I Don't Understand

8 minute memoir - "I don't understand"
from @anndeecandy

*****

There are many things I don't understand. In fact, I wonder if I do understand anything at all. It seems unlikely.

For instance:

I don't understand why my dog's head looks so small on the rest of her body. We recently had her hair cut and it's like her head has been shrunk by an evil wizard.

I don't understand why something good can't come in the mail every day. I've sacrificed, and spent my pennies, and ordered magazines, but they all come on one day. I want them to spread out and take their turns so that I can open the mailbox every single day and find a good present.

I don't understand why when it gets warmer outside the house, but not too warm, it gets colder inside.

I don't understand why I always seem to be one step behind, getting the memo on "how to make things happen" a beat after everyone else. Just in time for the memo to be useless.

I don't understand how I can work so hard to get the tasks finished to get to the end of the day, and find that all that work was just to get to the end of the day. What am I checking off days to get to exactly? Why am I "just getting through this"? What am I missing that would help me step outside of this and realize it's all happening right now. And why, even if I tell myself about this, do I still not feel this? I still need to get this done, so that I can get on to whatever that other thing is. It's like I have my dog's small brain.
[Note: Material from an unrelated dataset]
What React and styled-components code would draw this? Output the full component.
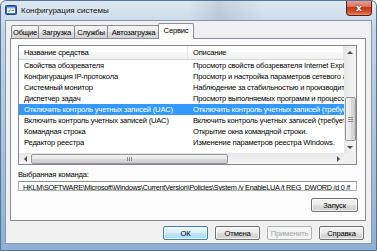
import React from 'react'
import styled, { createGlobalStyle, css } from 'styled-components'

const GlobalStyle = createGlobalStyle`
    html, body {
        margin: 0;
        padding: 0;
        overflow: hidden;
    }
    body {
        font-family: "Liberation Sans", Arial, sans-serif;
        font-size: 7.6px;
        letter-spacing: -0.2px;
        color: #000;
    }
`

const TABS = [
    { id: 'general', label: 'Общие', width: 28 },
    { id: 'boot', label: 'Загрузка', width: 37 },
    { id: 'services', label: 'Службы', width: 34 },
    { id: 'startup', label: 'Автозагрузка', width: 53 },
    { id: 'tools', label: 'Сервис', width: 33, active: true },
]

const TOOLS = [
    { name: 'Свойства обозревателя', desc: 'Просмотр свойств обозревателя Internet Explorer' },
    { name: 'Конфигурация IP-протокола', desc: 'Просмотр и настройка параметров сетевого адаптера' },
    { name: 'Системный монитор', desc: 'Наблюдение за стабильностью и производительностью' },
    { name: 'Диспетчер задач', desc: 'Просмотр выполняемых программ и процессов и их' },
    { name: 'Отключить контроль учетных записей (UAC)', desc: 'Отключить контроль учетных записей (требуется перезагрузка)', selected: true },
    { name: 'Включить контроль учетных записей (UAC)', desc: 'Включить контроль учетных записей (требуется перезагрузка)' },
    { name: 'Командная строка', desc: 'Открытие окна командной строки.' },
    { name: 'Редактор реестра', desc: 'Изменение параметров реестра Windows.' },
]

const COMMAND = 'HKLM\\SOFTWARE\\Microsoft\\Windows\\CurrentVersion\\Policies\\System /v EnableLUA /t REG_DWORD /d 0 /f'

const Window = styled.div`
    width: 377px;
    height: 251px;
    box-sizing: border-box;
    display: flex;
    flex-direction: column;
    border: 1px solid #54769c;
    border-radius: 6px 6px 0 0;
    background: linear-gradient(180deg, #dfe8f1 0%, #c3d4e6 12%, #aac3dd 55%, #8fb0d3 100%);
    overflow: hidden;
`

const TitleBar = styled.div`
    height: 19px;
    display: flex;
    align-items: flex-start;
    flex-shrink: 0;
    background: linear-gradient(90deg, rgba(255,255,255,0) 0%, rgba(255,255,255,0) 50%, rgba(120,140,160,0.25) 58%, rgba(255,255,255,0) 70%);
`

const AppIcon = styled.svg`
    width: 12px;
    height: 12px;
    margin: 3px 4px 0 4px;
    flex-shrink: 0;
`

const Title = styled.div`
    font-size: 8px;
    letter-spacing: 0;
    line-height: 19px;
    color: #111;
    text-shadow: 0 0 6px rgba(255,255,255,0.9);
`

const CloseButton = styled.div`
    margin-left: auto;
    margin-right: 4px;
    margin-top: -1px;
    width: 26px;
    height: 16px;
    box-sizing: border-box;
    border: 1px solid #5b1f1a;
    border-top: none;
    border-radius: 0 0 4px 4px;
    background: linear-gradient(180deg, #e9a799 0%, #d9735f 45%, #c2391c 50%, #d3552f 80%, #e88d5c 100%);
    display: flex;
    align-items: center;
    justify-content: center;
    color: #fff;
    font-family: "DejaVu Sans", sans-serif;
    font-weight: bold;
    font-size: 9px;
    letter-spacing: 0;
    text-shadow: 0 0 2px #5b1f1a;
`

const Client = styled.div`
    flex: 1;
    margin: 0 4px 6px 4px;
    background: #f0f0f0;
    border: 1px solid #8397ad;
    display: flex;
    flex-direction: column;
    padding: 2px 5px 3px 4px;
    min-height: 0;
`

const TabStrip = styled.div`
    display: flex;
    align-items: flex-end;
    height: 15px;
    padding-left: 2px;
    position: relative;
    z-index: 1;
`

const Tab = styled.div`
    box-sizing: border-box;
    height: 13px;
    width: ${p => p.$width}px;
    margin-left: -1px;
    border: 1px solid #898c95;
    border-bottom: none;
    border-radius: 2px 2px 0 0;
    background: linear-gradient(180deg, #f3f3f3 0%, #ebebeb 45%, #dedede 50%, #d3d3d3 100%);
    display: flex;
    align-items: center;
    justify-content: center;
    white-space: nowrap;

    ${p => p.$active && css`
        height: 16px;
        width: ${p.$width + 3}px;
        margin-left: -2px;
        margin-right: -1px;
        margin-bottom: -1px;
        background: #fcfcfc;
        padding-bottom: 2px;
        z-index: 2;
    `}
`

const Panel = styled.div`
    flex: 1;
    display: flex;
    flex-direction: column;
    background: #fcfcfc;
    border: 1px solid #898c95;
    padding: 6px 8px 8px 7px;
    min-height: 0;
`

const ListView = styled.div`
    height: 120px;
    box-sizing: border-box;
    border: 1px solid #828790;
    background: #fff;
    display: grid;
    grid-template-columns: 1fr 12px;
    grid-template-rows: 1fr 11px;
    flex-shrink: 0;
`

const ListBody = styled.div`
    overflow: hidden;
    min-width: 0;
`

const HeaderRow = styled.div`
    display: flex;
    height: 14px;
    box-sizing: border-box;
    border-bottom: 1px solid #d5d5d5;
    background: linear-gradient(180deg, #ffffff 0%, #ffffff 50%, #f7f8fa 50%, #f1f2f4 100%);
`

const HeaderCell = styled.div`
    width: ${p => p.$width ? `${p.$width}px` : 'auto'};
    flex: ${p => p.$width ? '0 0 auto' : 1};
    box-sizing: border-box;
    padding-left: 5px;
    line-height: 13px;
    border-right: 1px solid #e3e4e6;
    white-space: nowrap;
`

const Row = styled.div`
    display: flex;
    height: 11px;
    line-height: 11px;
    white-space: nowrap;
    background: ${p => p.$selected ? '#3399ff' : 'transparent'};
    color: ${p => p.$selected ? '#fff' : '#000'};
`

const Cell = styled.div`
    width: ${p => p.$width ? `${p.$width}px` : 'auto'};
    flex: ${p => p.$width ? '0 0 auto' : 1};
    box-sizing: border-box;
    padding-left: 5px;
    overflow: hidden;
`

const ScrollTrack = styled.div`
    display: flex;
    flex-direction: ${p => p.$vertical ? 'column' : 'row'};
    align-items: center;
    background: ${p => p.$vertical
        ? 'linear-gradient(90deg, #e7e7e7 0%, #f5f5f5 100%)'
        : 'linear-gradient(180deg, #e7e7e7 0%, #f5f5f5 100%)'};
`

const Arrow = styled.div`
    width: 12px;
    height: ${p => p.$vertical ? '12px' : '11px'};
    display: flex;
    align-items: center;
    justify-content: center;
    flex-shrink: 0;
`

const Thumb = styled.div`
    box-sizing: border-box;
    border: 1px solid #979797;
    border-radius: 2px;
    display: flex;
    align-items: center;
    justify-content: center;
    ${p => p.$vertical ? css`
        width: 11px;
        height: ${p.$size}px;
        background: linear-gradient(90deg, #f3f3f3 0%, #e8e8e8 50%, #d8d8d8 51%, #d0d0d0 100%);
    ` : css`
        height: 10px;
        width: ${p.$size}px;
        background: linear-gradient(180deg, #f3f3f3 0%, #e8e8e8 50%, #d8d8d8 51%, #d0d0d0 100%);
    `}
`

const Spacer = styled.div`
    flex: 1;
`

const Grip = styled.div`
    display: flex;
    flex-direction: ${p => p.$vertical ? 'column' : 'row'};
    gap: 1px;

    & > span {
        display: block;
        background: #8a8a8a;
        width: ${p => p.$vertical ? '5px' : '1px'};
        height: ${p => p.$vertical ? '1px' : '4px'};
    }
`

const Corner = styled.div`
    background: #f0f0f0;
`

const FieldLabel = styled.div`
    margin-top: 5px;
    line-height: 10px;
    height: 10px;
`

const TextBox = styled.div`
    margin-top: 1px;
    height: 14px;
    box-sizing: border-box;
    border: 1px solid #abadb3;
    border-top-color: #8e8f8f;
    background: #fff;
    padding-left: 4px;
    line-height: 12px;
    white-space: nowrap;
    overflow: hidden;
    font-size: 7.3px;
    letter-spacing: -0.28px;
`

const Button = styled.div`
    width: ${p => p.$width || 45}px;
    height: 14px;
    box-sizing: border-box;
    border: 1px solid #707070;
    border-radius: 2px;
    background: linear-gradient(180deg, #f2f2f2 0%, #ebebeb 48%, #dddddd 52%, #cfcfcf 100%);
    box-shadow: inset 0 0 0 1px rgba(255,255,255,0.7);
    display: flex;
    align-items: center;
    justify-content: center;
    flex-shrink: 0;

    ${p => p.$default && css`
        border-color: #3c7fb1;
        background: linear-gradient(180deg, #eaf6fd 0%, #d9f0fc 48%, #bee6fd 52%, #a7d9f5 100%);
        box-shadow: inset 0 0 0 1px rgba(255,255,255,0.8);
    `}

    ${p => p.$disabled && css`
        border-color: #adb2b5;
        background: #f4f4f4;
        color: #a3a3a3;
        box-shadow: none;
    `}
`

const RunRow = styled.div`
    display: flex;
    justify-content: flex-end;
    margin-top: 7px;
    margin-right: -1px;
`

const Footer = styled.div`
    display: flex;
    justify-content: flex-end;
    gap: 7px;
    padding-top: 5px;
    padding-right: 2px;
`

const Tri = ({ dir }) => {
    const pts = {
        up: '1,4 4,1 7,4',
        down: '1,1 4,4 7,1',
        left: '4,1 1,4 4,7',
        right: '1,1 4,4 1,7',
    }[dir]
    const vertical = dir === 'up' || dir === 'down'
    return (
        <svg width={vertical ? 8 : 5} height={vertical ? 5 : 8} viewBox={vertical ? '0 0 8 5' : '0 0 5 8'}>
            <polygon points={pts} fill="#4d4d4d" />
        </svg>
    )
}

const App = () => {
    return (
        <>
            <GlobalStyle />
            <Window>
                <TitleBar>
                    <AppIcon viewBox="0 0 12 12">
                        <rect x="0.5" y="1.5" width="11" height="9" rx="1" fill="#3f6fb0" stroke="#24487a" />
                        <rect x="2" y="3" width="8" height="6" fill="#ffffff" />
                        <rect x="2" y="3" width="8" height="1.5" fill="#7fb0e8" />
                        <path d="M3 6.5 L4 7.5 L5.5 5.5" stroke="#2a8a2a" strokeWidth="1" fill="none" />
                        <rect x="6.5" y="6" width="2.5" height="1" fill="#888" />
                    </AppIcon>
                    <Title>Конфигурация системы</Title>
                    <CloseButton>x</CloseButton>
                </TitleBar>

                <Client>
                    <TabStrip>
                        {TABS.map(tab => (
                            <Tab key={tab.id} $width={tab.width} $active={tab.active}>
                                {tab.label}
                            </Tab>
                        ))}
                    </TabStrip>

                    <Panel>
                        <ListView>
                            <ListBody>
                                <HeaderRow>
                                    <HeaderCell $width={169}>Название средства</HeaderCell>
                                    <HeaderCell>Описание</HeaderCell>
                                </HeaderRow>
                                {TOOLS.map((item, i) => (
                                    <Row key={`tool-${i}`} $selected={item.selected}>
                                        <Cell $width={169}>{item.name}</Cell>
                                        <Cell>{item.desc}</Cell>
                                    </Row>
                                ))}
                            </ListBody>

                            <ScrollTrack $vertical>
                                <Arrow $vertical><Tri dir="up" /></Arrow>
                                <Spacer />
                                <Thumb $vertical $size={44}>
                                    <Grip $vertical><span /><span /><span /></Grip>
                                </Thumb>
                                <Arrow $vertical><Tri dir="down" /></Arrow>
                            </ScrollTrack>

                            <ScrollTrack>
                                <Arrow><Tri dir="left" /></Arrow>
                                <Thumb $size={197}>
                                    <Grip><span /><span /><span /></Grip>
                                </Thumb>
                                <Spacer />
                                <Arrow><Tri dir="right" /></Arrow>
                            </ScrollTrack>

                            <Corner />
                        </ListView>

                        <FieldLabel>Выбранная команда:</FieldLabel>
                        <TextBox>{COMMAND}</TextBox>

                        <RunRow>
                            <Button $width={47}>Запуск</Button>
                        </RunRow>
                    </Panel>

                    <Footer>
                        <Button $default>ОК</Button>
                        <Button>Отмена</Button>
                        <Button $disabled>Применить</Button>
                        <Button>Справка</Button>
                    </Footer>
                </Client>
            </Window>
        </>
    )
}

export default App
Spencer doesn't understand why the water is draining from the sink when he wishes it would stay in. All he has ever wanted is to play with water all the time, and no matter what he does, the water drains and I tell him he can't run the faucet anymore, and he is left with nothing at all.

Lack of understanding makes me frustrated. If I could understand, could I not then accept? Or would I only not understand why it had to be the way that I now understand. I believe I could manage something as annoying as that.